Also, I might add that many of the commands that @yarikoptic raises as potentially most problematic are also probably those scripts that have been included mostly as an accident, or provided as a convenience for users. This includes:

So this might be the time to revisit the idea of providing additional non-core commands & scripts as separate standalone gists or repos, and centralise the list somewhere. It's already been raised a few times (though I can't find that conversation anywhere now). That would help keep the main repo clean, containing only functionality that is genuinely MRtrix3-specific and 'officially' supported. What do you reckon? The simplest thing here would be to push them to their own gists or repos, and post a topic in the FAQ category with the label 'add-on' or something equally explicit, which would make it easy to list these extra commands.

Thoughts?

yarikoptic commented 6 years ago

On neurodebian, a while back, I recall done packages being prefixed with their packages (e.g. Fsl5_flirt or something). Is that no longer how things are done?

We still do it, but since it was not adopted by upstream anyhow, I do not think it is used per se, because it would be inferior to breed neurodebian-specific scripts.

module load

I can provide a basic module for mrtrix3 - I already do that for ANTs. The cons is that as far as I see it, module support is not loaded by default in the shell (at least not in my case with zsh as the default shell).

small proxy script ... It's not trivial to retro-fit though, and would certainly be quite a radical change when we're hoping to finalise and release soon...

well, it could be something to aim for in the longer run. I (and you) could provide such a script within your ultimate non-RC mrtrix release and slowly migrate to use it "more". Ideally, like git/datalad/cmtk et all, that script --help could provide a nice structured listing of the available commands, with the cited above naming convention etc, to orient the users

thijsdhollander commented 6 years ago

those scripts that have been included mostly as an accident, or provided as a convenience for users

Thoughts?

Agreed for blend and convert_bruker, but I'm strongly in favour of keeping foreach in though. The latter is a key enabler for many users in running group analyses, most notably the FBA pipeline. I know that this can in principle be scripted or pulled off differently, but foreach is very convenient and very usable for this task. Putting it elsewhere would only make things more involved, and confusing in particular for those users that benefit of it the most. The notfound functionality is indeed barely used, but I reckon it could actually be incorporated in foreach (most of its use is in that context, and even its standalone functionality can work from "within" foreach.

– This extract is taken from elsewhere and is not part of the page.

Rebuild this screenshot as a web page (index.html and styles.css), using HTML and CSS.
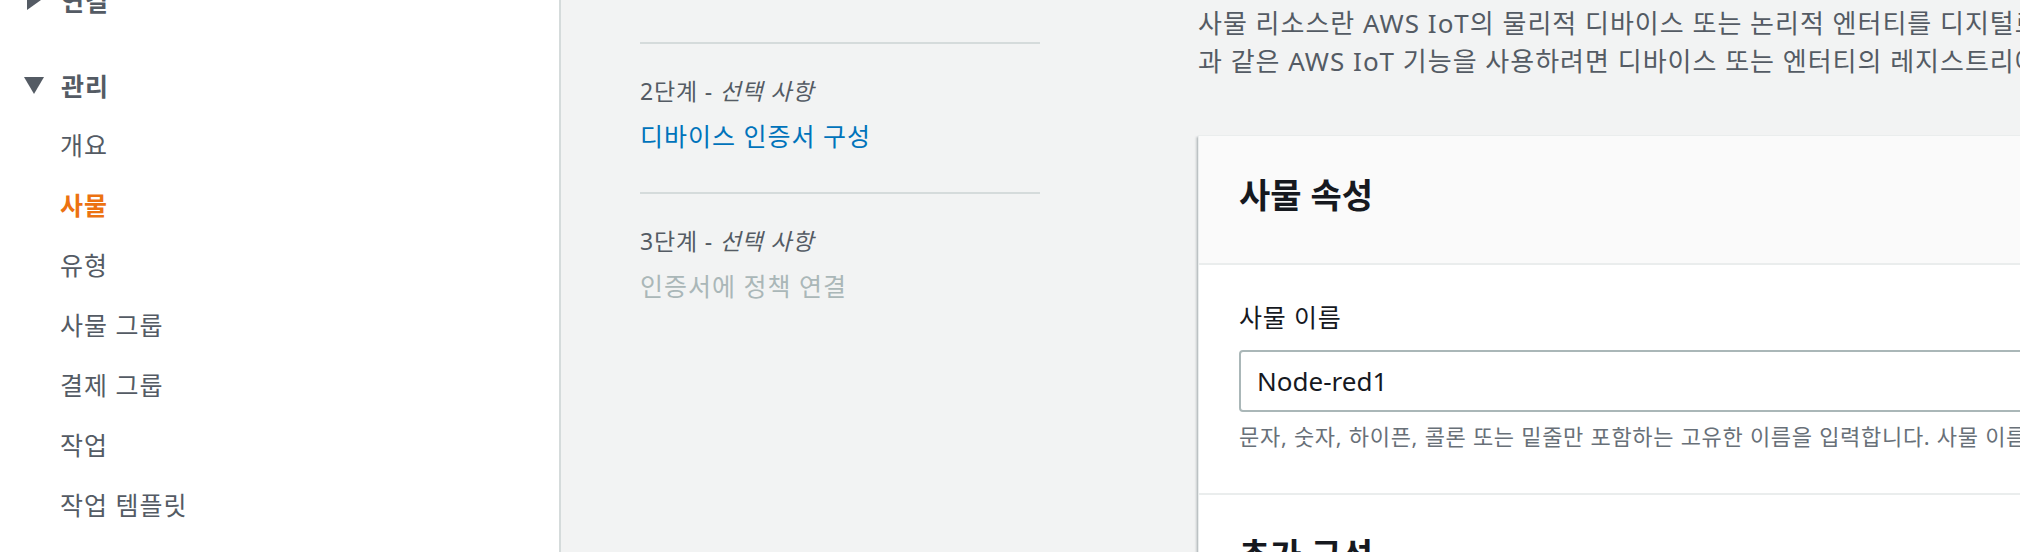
FILE: index.html
```html
<!DOCTYPE html>
<html lang="ko">
<head>
    <meta charset="UTF-8">
    <meta name="viewport" content="width=device-width, initial-scale=1.0">
    <title>사물 생성 - AWS IoT</title>
    <link rel="stylesheet" href="styles.css">
</head>
<body>
    <nav class="sidebar">
        <ul class="nav-list">
            <li class="nav-group collapsed">
                <div class="nav-header">
                    <span class="caret">
                        <svg width="20" height="20" viewBox="0 0 20 20"><polygon points="3,0 17,10 3,20" /></svg>
                    </span>
                    연결
                </div>
            </li>
            <li class="nav-group">
                <div class="nav-header">
                    <span class="caret">
                        <svg width="20" height="17" viewBox="0 0 20 17"><polygon points="0,0 20,0 10,17" /></svg>
                    </span>
                    관리
                </div>
                <ul class="nav-items">
                    <li>개요</li>
                    <li class="active">사물</li>
                    <li>유형</li>
                    <li>사물 그룹</li>
                    <li>결제 그룹</li>
                    <li>작업</li>
                    <li>작업 템플릿</li>
                </ul>
            </li>
        </ul>
    </nav>

    <main class="main">
        <ol class="steps">
            <li class="step">
                <div class="step-label">1단계</div>
                <div class="step-title current">사물 속성 지정</div>
            </li>
            <li class="step">
                <div class="step-label">2단계 - <em>선택 사항</em></div>
                <div class="step-title link">디바이스 인증서 구성</div>
            </li>
            <li class="step">
                <div class="step-label">3단계 - <em>선택 사항</em></div>
                <div class="step-title disabled">인증서에 정책 연결</div>
            </li>
        </ol>

        <div class="content">
            <p class="intro">
                사물 리소스란 AWS IoT의 물리적 디바이스 또는 논리적 엔터티를 디지털로 표현한 것입니다. 디바이스 또는 논리적 엔터티가 섀도우 및 규칙 엔진<br>과 같은 AWS IoT 기능을 사용하려면 디바이스 또는 엔터티의 레지스트리에 사물 리소스가 있어야 합니다.
            </p>

            <section class="card">
                <div class="card-header">
                    <h2>사물 속성</h2>
                </div>
                <div class="card-section">
                    <label class="field-label" for="thing-name">사물 이름</label>
                    <input type="text" id="thing-name" class="text-input" value="Node-red1">
                    <p class="hint">문자, 숫자, 하이픈, 콜론 또는 밑줄만 포함하는 고유한 이름을 입력합니다. 사물 이름에는 공백을 포함할 수 없습니다.</p>
                </div>
                <div class="card-section">
                    <h3>추가 구성</h3>
                </div>
            </section>
        </div>
    </main>
</body>
</html>
```

FILE: styles.css
```css
body {
    margin: 0;
    height: 552px;
    display: flex;
    overflow: hidden;
    font-family: "Noto Sans", "Noto Sans CJK KR", sans-serif;
    font-size: 24px;
    color: #16191f;
    background-color: #f2f3f3;
}

ul,
ol {
    list-style: none;
    margin: 0;
    padding: 0;
}

/* Left navigation */
.sidebar {
    flex: none;
    width: 559px;
    background-color: #ffffff;
    border-right: 2px solid #d5dbdb;
    overflow: hidden;
}

.nav-list {
    margin-top: -30px;
}

.nav-group {
    margin-bottom: 25px;
}

.nav-header {
    display: flex;
    align-items: center;
    height: 60px;
    padding-left: 24px;
    font-size: 25px;
    font-weight: 700;
    letter-spacing: 1px;
    color: #545b64;
}

.caret {
    display: flex;
    justify-content: center;
    width: 20px;
    margin-right: 17px;
}

.caret svg {
    fill: #545b64;
}

.nav-items li {
    height: 60px;
    line-height: 60px;
    padding-left: 60px;
    font-size: 25px;
    letter-spacing: 1px;
    color: #545b64;
}

.nav-items li.active {
    color: #ec7211;
    font-weight: 700;
}

/* Main area */
.main {
    flex: none;
    display: flex;
    align-items: flex-start;
    gap: 158px;
    padding-left: 79px;
}

.steps {
    flex: none;
    width: 400px;
    margin-top: -108px;
}

.step {
    border-top: 2px solid #d5dbdb;
    padding: 32px 0 38px;
}

.step:first-child {
    border-top: none;
    padding-top: 34px;
}

.step-label {
    font-size: 23px;
    line-height: 30px;
    letter-spacing: 0.8px;
    color: #545b64;
}

.step-label em {
    font-style: italic;
}

.step-title {
    margin-top: 12px;
    font-size: 25px;
    line-height: 36px;
    letter-spacing: 1px;
}

.step-title.current {
    font-weight: 700;
    color: #16191f;
}

.step-title.link {
    color: #0073bb;
}

.step-title.disabled {
    color: #aab7b8;
}

.content {
    flex: none;
    width: 2400px;
    padding-top: 4px;
}

.intro {
    margin: 0;
    font-size: 26px;
    line-height: 38px;
    letter-spacing: 1px;
    color: #545b64;
}

/* Card */
.card {
    margin-top: 55px;
    background-color: #ffffff;
    border: 1px solid #eaeded;
    box-shadow: 0 2px 2px rgba(0, 28, 36, 0.3), -2px 2px 2px rgba(0, 28, 36, 0.15);
}

.card-header {
    background-color: #fafafa;
    border-bottom: 2px solid #eaeded;
    padding: 39px 40px 48px;
}

.card-header h2,
.card-section h3 {
    margin: 0;
    font-size: 34px;
    line-height: 40px;
    font-weight: 700;
    color: #16191f;
}

.card-section {
    padding: 34px 40px 42px;
    border-bottom: 2px solid #eaeded;
}

.card-section + .card-section {
    padding-top: 40px;
}

.field-label {
    display: block;
    font-size: 25px;
    line-height: 36px;
    letter-spacing: 0.8px;
    color: #16191f;
}

.text-input {
    display: block;
    box-sizing: border-box;
    width: 100%;
    height: 62px;
    margin-top: 15px;
    padding: 0 16px;
    border: 2px solid #aab7b8;
    border-radius: 4px;
    font-family: inherit;
    font-size: 26px;
    color: #16191f;
    background-color: #ffffff;
}

.hint {
    margin: 9px 0 0;
    font-size: 22px;
    line-height: 30px;
    letter-spacing: 0.7px;
    color: #687078;
}
```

I note that @Lestropie has already done some work in #1449 to integrate it better with the other scripts and the manual.

Lestropie commented 6 years ago

Are there any other ones you can easily see being troublesome?

I know that mrinfo.exe exists on Windows :sweat_smile: Caught me out a couple of times...

I recall done packages being prefixed with their packages (e.g. Fsl5_flirt or something)

fsl5.0-*. Our Python scripts that invoke FSL commands have to explicitly check for these, as some systems have binaries / symlinks within PATH to FSL binaries only with this prefix.

Otherwise, yes, I've often thought it might be a good idea to have a 'dispatcher' command like git does to avoid conflicts like you mention. It's not trivial to retro-fit though, and would certainly be quite a radical change when we're hoping to finalise and release soon...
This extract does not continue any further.